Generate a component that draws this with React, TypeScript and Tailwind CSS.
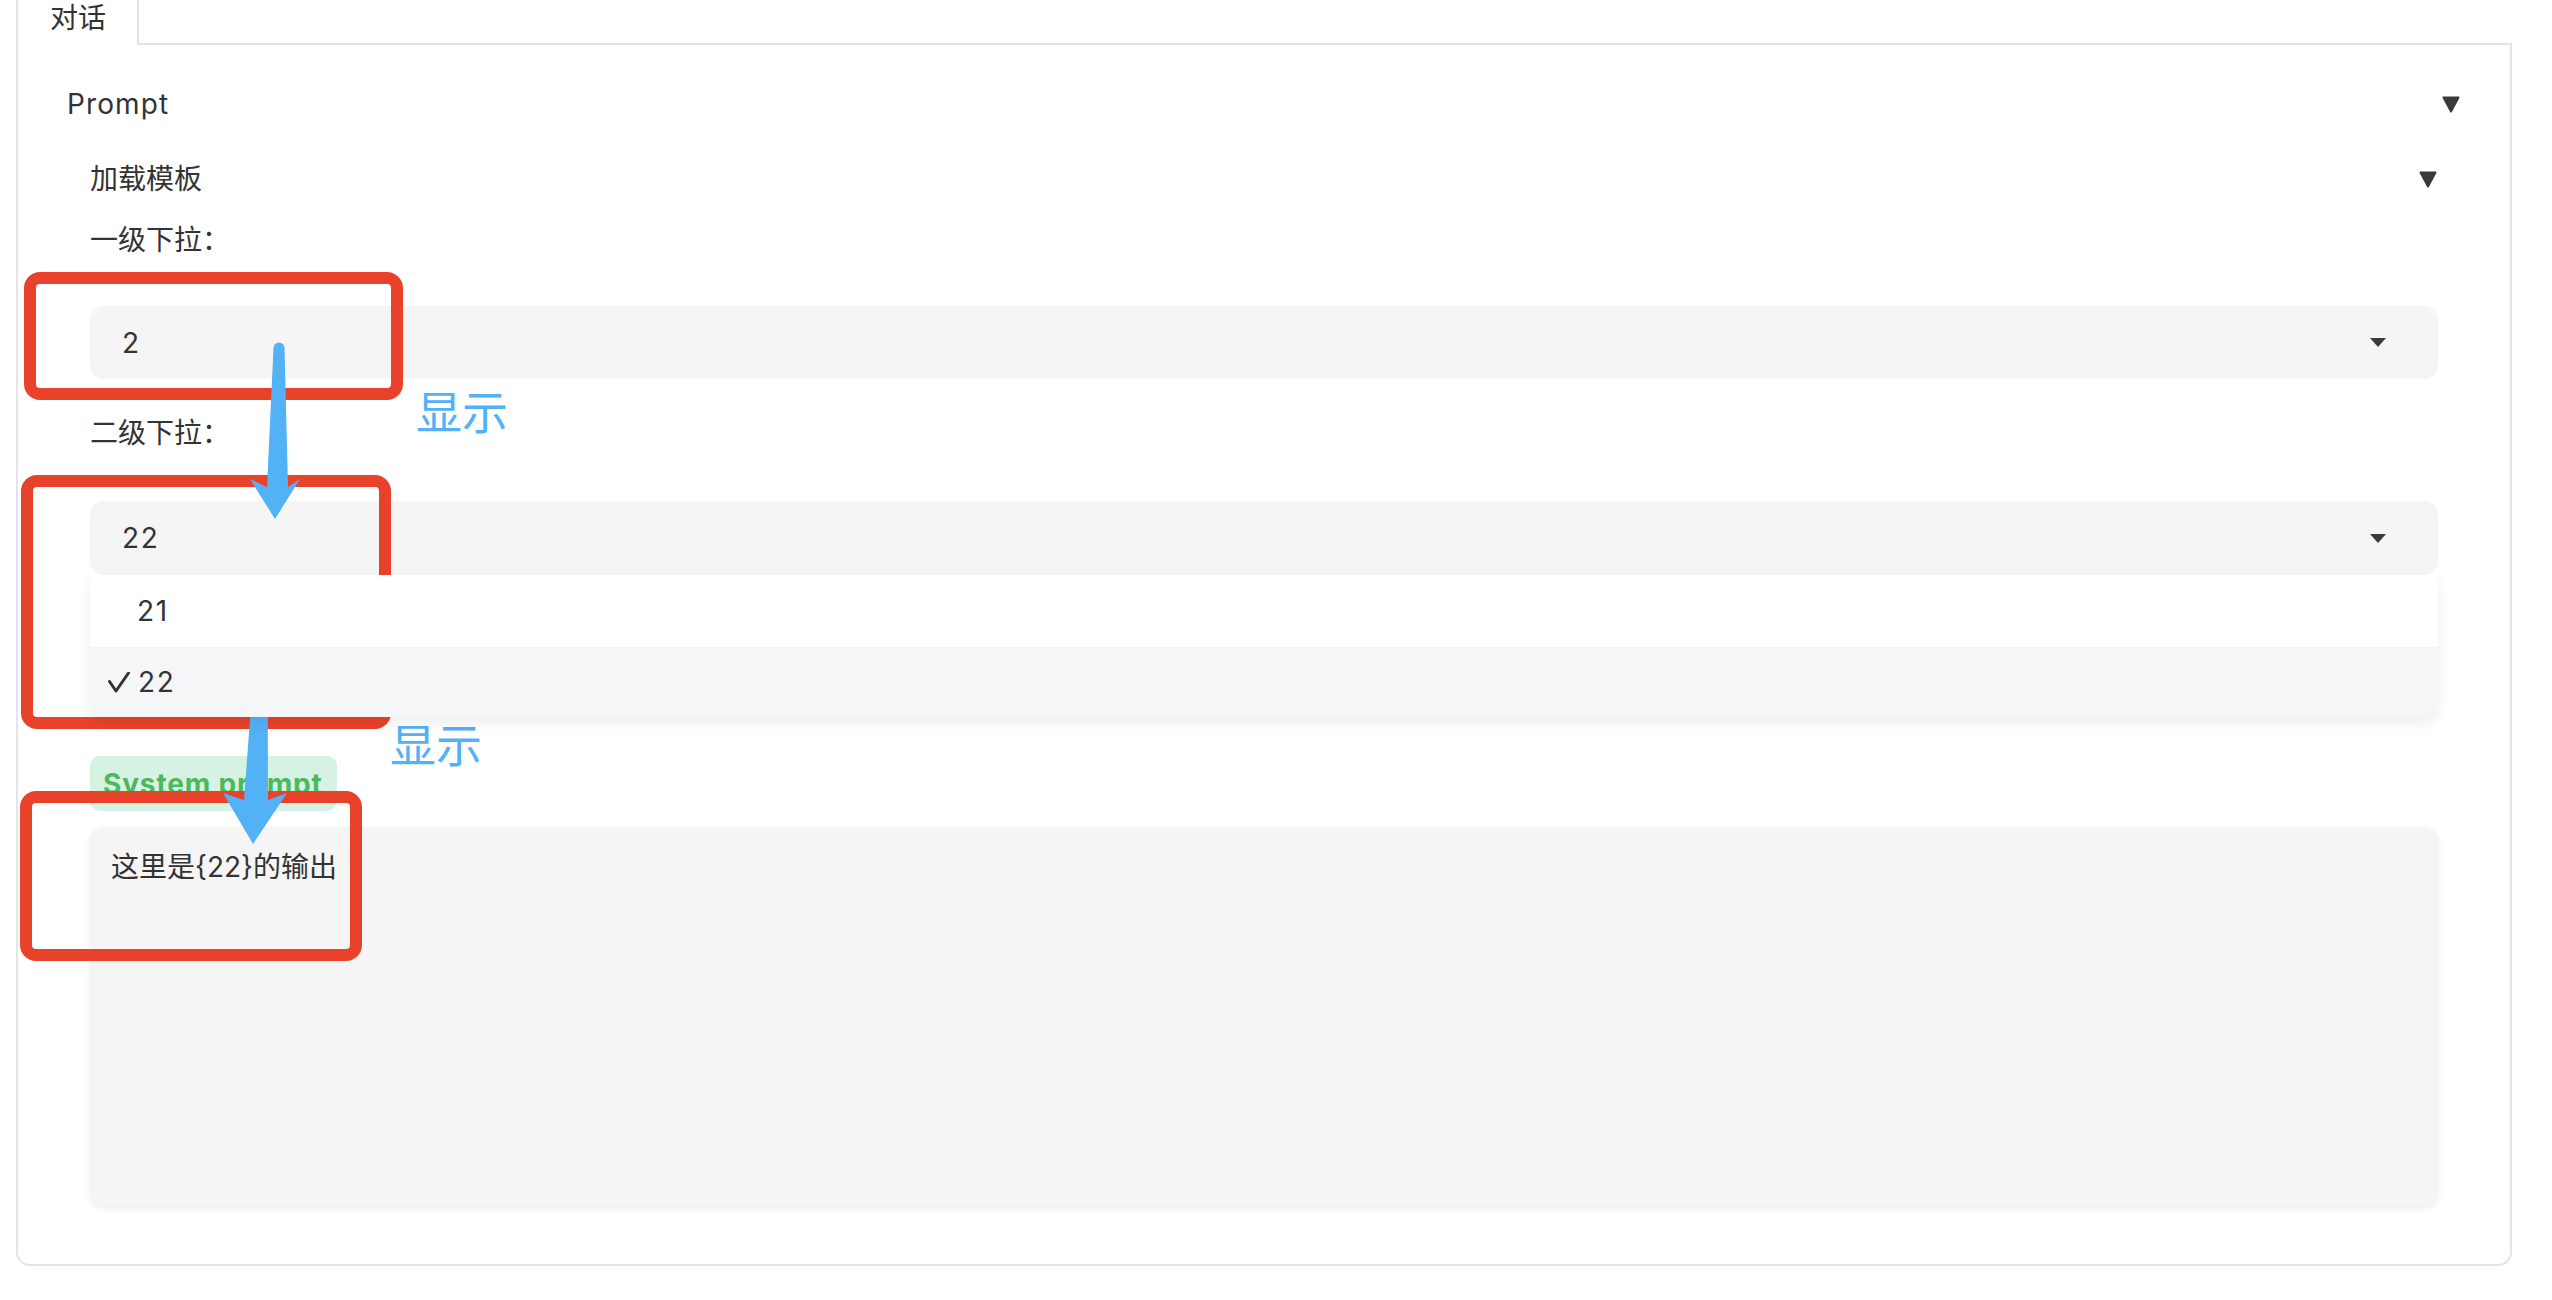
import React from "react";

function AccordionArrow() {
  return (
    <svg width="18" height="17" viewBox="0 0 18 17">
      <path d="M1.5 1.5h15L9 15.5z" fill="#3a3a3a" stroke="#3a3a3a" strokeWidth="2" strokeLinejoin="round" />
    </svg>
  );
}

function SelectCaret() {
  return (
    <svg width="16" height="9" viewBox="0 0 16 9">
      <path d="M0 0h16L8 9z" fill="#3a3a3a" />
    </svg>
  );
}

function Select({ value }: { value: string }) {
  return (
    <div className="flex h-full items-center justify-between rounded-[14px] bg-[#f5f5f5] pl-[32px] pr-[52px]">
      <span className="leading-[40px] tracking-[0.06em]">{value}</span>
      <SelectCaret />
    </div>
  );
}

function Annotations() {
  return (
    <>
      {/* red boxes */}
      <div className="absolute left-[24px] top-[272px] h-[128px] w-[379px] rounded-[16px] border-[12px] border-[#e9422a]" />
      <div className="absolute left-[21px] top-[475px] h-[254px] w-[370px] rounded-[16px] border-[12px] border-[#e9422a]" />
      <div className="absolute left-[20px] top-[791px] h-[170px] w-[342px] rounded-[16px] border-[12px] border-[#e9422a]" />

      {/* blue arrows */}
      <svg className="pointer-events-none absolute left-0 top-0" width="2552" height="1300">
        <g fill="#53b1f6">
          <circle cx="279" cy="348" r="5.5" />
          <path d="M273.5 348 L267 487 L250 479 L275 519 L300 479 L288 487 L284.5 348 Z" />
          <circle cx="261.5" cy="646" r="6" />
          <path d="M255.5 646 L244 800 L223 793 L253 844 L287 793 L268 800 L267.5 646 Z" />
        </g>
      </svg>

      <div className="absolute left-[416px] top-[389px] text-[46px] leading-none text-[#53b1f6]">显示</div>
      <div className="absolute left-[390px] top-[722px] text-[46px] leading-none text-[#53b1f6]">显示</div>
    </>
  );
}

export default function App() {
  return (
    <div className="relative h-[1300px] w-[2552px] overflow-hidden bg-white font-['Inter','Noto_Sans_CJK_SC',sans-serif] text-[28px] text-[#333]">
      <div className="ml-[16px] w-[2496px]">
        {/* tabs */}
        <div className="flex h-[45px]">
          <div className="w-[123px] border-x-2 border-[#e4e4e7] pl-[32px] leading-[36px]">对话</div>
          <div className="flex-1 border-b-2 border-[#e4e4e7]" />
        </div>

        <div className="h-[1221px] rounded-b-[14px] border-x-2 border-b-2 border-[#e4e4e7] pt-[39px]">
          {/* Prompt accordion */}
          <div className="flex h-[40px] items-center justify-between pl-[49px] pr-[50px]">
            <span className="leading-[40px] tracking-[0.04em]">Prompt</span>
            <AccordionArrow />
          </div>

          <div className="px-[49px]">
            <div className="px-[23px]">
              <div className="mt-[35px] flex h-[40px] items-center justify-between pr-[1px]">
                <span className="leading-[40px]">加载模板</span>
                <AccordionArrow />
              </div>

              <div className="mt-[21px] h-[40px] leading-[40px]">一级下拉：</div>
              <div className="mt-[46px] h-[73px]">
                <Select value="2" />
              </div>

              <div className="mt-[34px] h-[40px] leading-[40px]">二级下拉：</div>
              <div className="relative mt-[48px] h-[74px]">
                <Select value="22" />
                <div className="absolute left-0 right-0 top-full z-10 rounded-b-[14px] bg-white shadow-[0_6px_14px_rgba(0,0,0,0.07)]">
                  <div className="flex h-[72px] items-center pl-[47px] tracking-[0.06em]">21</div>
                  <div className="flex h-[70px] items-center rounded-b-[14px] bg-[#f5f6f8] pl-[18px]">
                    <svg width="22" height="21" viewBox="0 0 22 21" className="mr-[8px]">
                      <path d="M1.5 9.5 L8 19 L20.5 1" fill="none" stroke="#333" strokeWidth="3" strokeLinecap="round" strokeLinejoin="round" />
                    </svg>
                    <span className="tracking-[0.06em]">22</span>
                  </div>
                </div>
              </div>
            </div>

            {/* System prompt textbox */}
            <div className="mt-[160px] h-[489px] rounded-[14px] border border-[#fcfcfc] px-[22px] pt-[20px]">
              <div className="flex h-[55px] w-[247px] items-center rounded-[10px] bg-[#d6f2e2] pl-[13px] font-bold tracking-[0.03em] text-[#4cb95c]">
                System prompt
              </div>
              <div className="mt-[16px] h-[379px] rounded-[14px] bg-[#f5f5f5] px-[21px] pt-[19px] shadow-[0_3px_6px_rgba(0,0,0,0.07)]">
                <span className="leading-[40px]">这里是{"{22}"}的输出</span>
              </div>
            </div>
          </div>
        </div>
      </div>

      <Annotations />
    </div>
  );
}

———

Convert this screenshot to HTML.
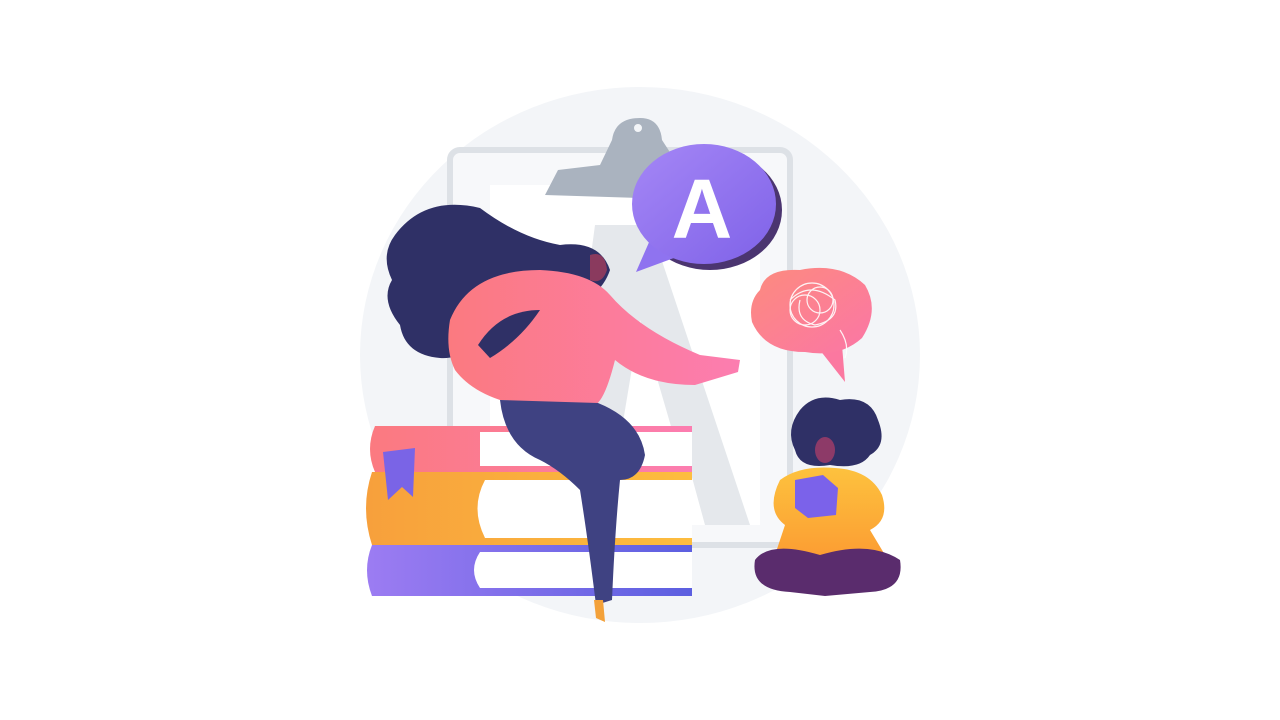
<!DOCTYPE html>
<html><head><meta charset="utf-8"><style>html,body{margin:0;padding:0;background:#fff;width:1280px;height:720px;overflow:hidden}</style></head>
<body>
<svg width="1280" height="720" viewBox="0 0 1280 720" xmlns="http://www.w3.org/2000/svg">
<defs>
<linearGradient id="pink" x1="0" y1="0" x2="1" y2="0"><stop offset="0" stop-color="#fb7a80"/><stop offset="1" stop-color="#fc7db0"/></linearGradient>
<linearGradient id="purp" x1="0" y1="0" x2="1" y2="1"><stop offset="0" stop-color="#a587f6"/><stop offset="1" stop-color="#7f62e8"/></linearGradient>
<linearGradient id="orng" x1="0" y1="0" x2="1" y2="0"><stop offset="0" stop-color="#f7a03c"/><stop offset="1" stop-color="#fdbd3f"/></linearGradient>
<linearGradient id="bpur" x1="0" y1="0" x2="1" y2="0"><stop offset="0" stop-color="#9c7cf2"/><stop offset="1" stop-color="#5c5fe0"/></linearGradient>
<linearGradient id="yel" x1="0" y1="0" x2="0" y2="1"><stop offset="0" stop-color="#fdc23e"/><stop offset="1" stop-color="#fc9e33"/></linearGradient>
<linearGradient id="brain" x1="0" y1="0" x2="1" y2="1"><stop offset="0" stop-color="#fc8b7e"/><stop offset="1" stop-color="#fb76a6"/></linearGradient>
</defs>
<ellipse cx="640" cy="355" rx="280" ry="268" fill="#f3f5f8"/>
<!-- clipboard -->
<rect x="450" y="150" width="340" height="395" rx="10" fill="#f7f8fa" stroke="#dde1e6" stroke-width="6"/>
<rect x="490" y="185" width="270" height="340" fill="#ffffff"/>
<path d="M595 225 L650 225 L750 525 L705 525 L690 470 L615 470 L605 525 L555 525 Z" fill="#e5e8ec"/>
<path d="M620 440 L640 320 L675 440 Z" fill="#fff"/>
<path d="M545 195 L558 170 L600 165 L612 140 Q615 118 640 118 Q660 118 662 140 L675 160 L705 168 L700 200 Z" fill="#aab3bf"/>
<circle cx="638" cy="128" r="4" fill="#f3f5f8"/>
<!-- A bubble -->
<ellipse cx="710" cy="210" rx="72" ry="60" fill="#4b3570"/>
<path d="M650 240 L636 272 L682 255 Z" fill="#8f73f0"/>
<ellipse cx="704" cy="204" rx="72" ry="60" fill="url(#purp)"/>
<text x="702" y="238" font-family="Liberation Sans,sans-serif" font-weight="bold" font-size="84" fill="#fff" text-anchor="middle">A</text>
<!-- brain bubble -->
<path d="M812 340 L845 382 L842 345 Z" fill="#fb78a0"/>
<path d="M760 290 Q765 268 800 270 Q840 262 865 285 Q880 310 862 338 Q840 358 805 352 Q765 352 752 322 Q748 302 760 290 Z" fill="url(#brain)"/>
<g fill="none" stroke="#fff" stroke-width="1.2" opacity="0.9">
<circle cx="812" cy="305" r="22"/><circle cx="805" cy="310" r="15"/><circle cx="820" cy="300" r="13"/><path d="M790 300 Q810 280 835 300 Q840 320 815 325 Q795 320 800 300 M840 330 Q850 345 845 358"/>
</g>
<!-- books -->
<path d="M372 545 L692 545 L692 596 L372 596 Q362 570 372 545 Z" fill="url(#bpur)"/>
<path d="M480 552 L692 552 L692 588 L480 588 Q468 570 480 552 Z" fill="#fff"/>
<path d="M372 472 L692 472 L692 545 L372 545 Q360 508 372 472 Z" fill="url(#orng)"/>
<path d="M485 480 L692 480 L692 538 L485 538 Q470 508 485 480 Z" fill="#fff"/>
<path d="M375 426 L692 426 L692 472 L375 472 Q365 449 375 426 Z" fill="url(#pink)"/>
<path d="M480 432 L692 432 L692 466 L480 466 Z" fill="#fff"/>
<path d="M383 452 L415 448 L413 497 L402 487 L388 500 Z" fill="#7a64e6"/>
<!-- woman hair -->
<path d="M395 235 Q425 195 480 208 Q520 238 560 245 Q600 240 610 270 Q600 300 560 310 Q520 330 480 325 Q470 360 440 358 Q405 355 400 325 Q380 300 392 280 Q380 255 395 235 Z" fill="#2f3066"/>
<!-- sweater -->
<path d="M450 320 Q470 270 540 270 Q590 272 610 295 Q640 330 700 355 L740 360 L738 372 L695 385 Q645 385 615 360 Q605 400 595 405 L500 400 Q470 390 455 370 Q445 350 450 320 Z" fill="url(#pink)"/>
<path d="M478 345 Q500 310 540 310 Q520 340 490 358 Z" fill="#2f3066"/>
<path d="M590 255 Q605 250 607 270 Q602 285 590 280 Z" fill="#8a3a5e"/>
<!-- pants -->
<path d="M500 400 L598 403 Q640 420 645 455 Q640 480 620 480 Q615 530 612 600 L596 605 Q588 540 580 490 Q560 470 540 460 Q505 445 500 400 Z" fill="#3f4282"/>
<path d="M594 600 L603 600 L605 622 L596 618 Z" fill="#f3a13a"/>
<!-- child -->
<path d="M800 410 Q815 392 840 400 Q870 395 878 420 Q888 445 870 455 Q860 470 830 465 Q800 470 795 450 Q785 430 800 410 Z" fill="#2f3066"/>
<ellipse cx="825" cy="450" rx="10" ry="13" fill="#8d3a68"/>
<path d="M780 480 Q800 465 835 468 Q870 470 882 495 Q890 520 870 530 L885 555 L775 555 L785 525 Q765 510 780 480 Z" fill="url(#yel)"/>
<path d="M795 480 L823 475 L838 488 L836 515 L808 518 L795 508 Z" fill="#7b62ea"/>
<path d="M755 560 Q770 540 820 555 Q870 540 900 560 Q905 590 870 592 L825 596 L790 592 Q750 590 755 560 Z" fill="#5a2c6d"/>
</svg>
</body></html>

———

Do this
Identify the lines of the entries containing the string "React". Copy each such line.

Expected answer
Generate a component that draws this with React, TypeScript and Tailwind CSS.
import React from "react";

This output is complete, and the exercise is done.